* **REQUIRED WORK**
Leave out every picture, then transcribe the rest of the listing exactly.

# COLLECTED DATA start

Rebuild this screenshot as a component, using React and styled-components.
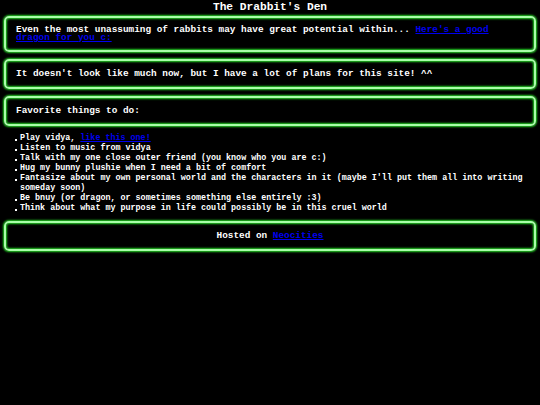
import React from "react";
import styled, { createGlobalStyle } from "styled-components";

const Global = createGlobalStyle`
  html, body { margin: 0; padding: 0; background: #000; }
  body {
    color: #fff;
    font-family: "Liberation Mono", "DejaVu Sans Mono", monospace;
    font-weight: bold;
    width: 540px;
    height: 405px;
    overflow: hidden;
  }
`;

const Page = styled.div`
  display: flex;
  flex-direction: column;
  padding: 1px 4px 0;
`;

const Title = styled.h1`
  margin: 0;
  font-size: 11.2px;
  line-height: 12px;
  text-align: center;
  font-weight: bold;
`;

const Box = styled.div`
  border: 2px solid #a8ffa8;
  border-radius: 5px;
  box-shadow: 0 0 2px 1px #22cc22, inset 0 0 2px 1px #22cc22;
  padding: ${(p) => p.$pad || "8px 10px"};
  margin-top: ${(p) => p.$top || "7px"};
  font-size: 9.4px;
  line-height: ${(p) => p.$lh || "10px"};
  text-align: ${(p) => (p.$center ? "center" : "left")};
`;

const Link = styled.a`
  color: #0000ee;
  text-decoration: underline;
`;

const List = styled.ul`
  list-style: none;
  margin: 7px 0 0;
  padding: 0 4px 0 16px;
  font-size: 8.4px;
  line-height: 10px;
`;

const Item = styled.li`
  position: relative;
`;

const Dot = styled.span`
  position: absolute;
  left: -5px;
  top: 6px;
  width: 2px;
  height: 2px;
  background: #fff;
`;

const items = [
  <>Play vidya, <Link href="#">like this one!</Link></>,
  "Listen to music from vidya",
  "Talk with my one close outer friend (you know who you are c:)",
  "Hug my bunny plushie when I need a bit of comfort",
  "Fantasize about my own personal world and the characters in it (maybe I'll put them all into writing someday soon)",
  "Be bnuy (or dragon, or sometimes something else entirely :3)",
  "Think about what my purpose in life could possibly be in this cruel world",
];

export default function App() {
  return (
    <>
      <Global />
      <Page>
        <Title>The Drabbit's Den</Title>
        <Box $top="3px" $pad="8px 10px 8px" $lh="8px">
          Even the most unassuming of rabbits may have great potential within...{" "}
          <Link href="#">Here's a good dragon for you c:</Link>
        </Box>
        <Box>It doesn't look like much now, but I have a lot of plans for this site! ^^</Box>
        <Box>Favorite things to do:</Box>
        <List>
          {items.map((it, i) => (
            <Item key={i}>
              <Dot />
              {it}
            </Item>
          ))}
        </List>
        <Box $top="8px" $center>
          Hosted on <Link href="#">Neocities</Link>
        </Box>
      </Page>
    </>
  );
}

# COLLECTED DATA end

* **RESPONSE BELOW**
Rebuild this screenshot as a component, using React and styled-components.
import React from "react";
import styled, { createGlobalStyle } from "styled-components";

const Global = createGlobalStyle`
  html, body { margin: 0; padding: 0; background: #000; }
  body {
    color: #fff;
    font-family: "Liberation Mono", "DejaVu Sans Mono", monospace;
    font-weight: bold;
    width: 540px;
    height: 405px;
    overflow: hidden;
  }
`;

const Page = styled.div`
  display: flex;
  flex-direction: column;
  padding: 1px 4px 0;
`;

const Title = styled.h1`
  margin: 0;
  font-size: 11.2px;
  line-height: 12px;
  text-align: center;
  font-weight: bold;
`;

const Box = styled.div`
  border: 2px solid #a8ffa8;
  border-radius: 5px;
  box-shadow: 0 0 2px 1px #22cc22, inset 0 0 2px 1px #22cc22;
  padding: ${(p) => p.$pad || "8px 10px"};
  margin-top: ${(p) => p.$top || "7px"};
  font-size: 9.4px;
  line-height: ${(p) => p.$lh || "10px"};
  text-align: ${(p) => (p.$center ? "center" : "left")};
`;

const Link = styled.a`
  color: #0000ee;
  text-decoration: underline;
`;

const List = styled.ul`
  list-style: none;
  margin: 7px 0 0;
  padding: 0 4px 0 16px;
  font-size: 8.4px;
  line-height: 10px;
`;

const Item = styled.li`
  position: relative;
`;

const Dot = styled.span`
  position: absolute;
  left: -5px;
  top: 6px;
  width: 2px;
  height: 2px;
  background: #fff;
`;

const items = [
  <>Play vidya, <Link href="#">like this one!</Link></>,
  "Listen to music from vidya",
  "Talk with my one close outer friend (you know who you are c:)",
  "Hug my bunny plushie when I need a bit of comfort",
  "Fantasize about my own personal world and the characters in it (maybe I'll put them all into writing someday soon)",
  "Be bnuy (or dragon, or sometimes something else entirely :3)",
  "Think about what my purpose in life could possibly be in this cruel world",
];

export default function App() {
  return (
    <>
      <Global />
      <Page>
        <Title>The Drabbit's Den</Title>
        <Box $top="3px" $pad="8px 10px 8px" $lh="8px">
          Even the most unassuming of rabbits may have great potential within...{" "}
          <Link href="#">Here's a good dragon for you c:</Link>
        </Box>
        <Box>It doesn't look like much now, but I have a lot of plans for this site! ^^</Box>
        <Box>Favorite things to do:</Box>
        <List>
          {items.map((it, i) => (
            <Item key={i}>
              <Dot />
              {it}
            </Item>
          ))}
        </List>
        <Box $top="8px" $center>
          Hosted on <Link href="#">Neocities</Link>
        </Box>
      </Page>
    </>
  );
}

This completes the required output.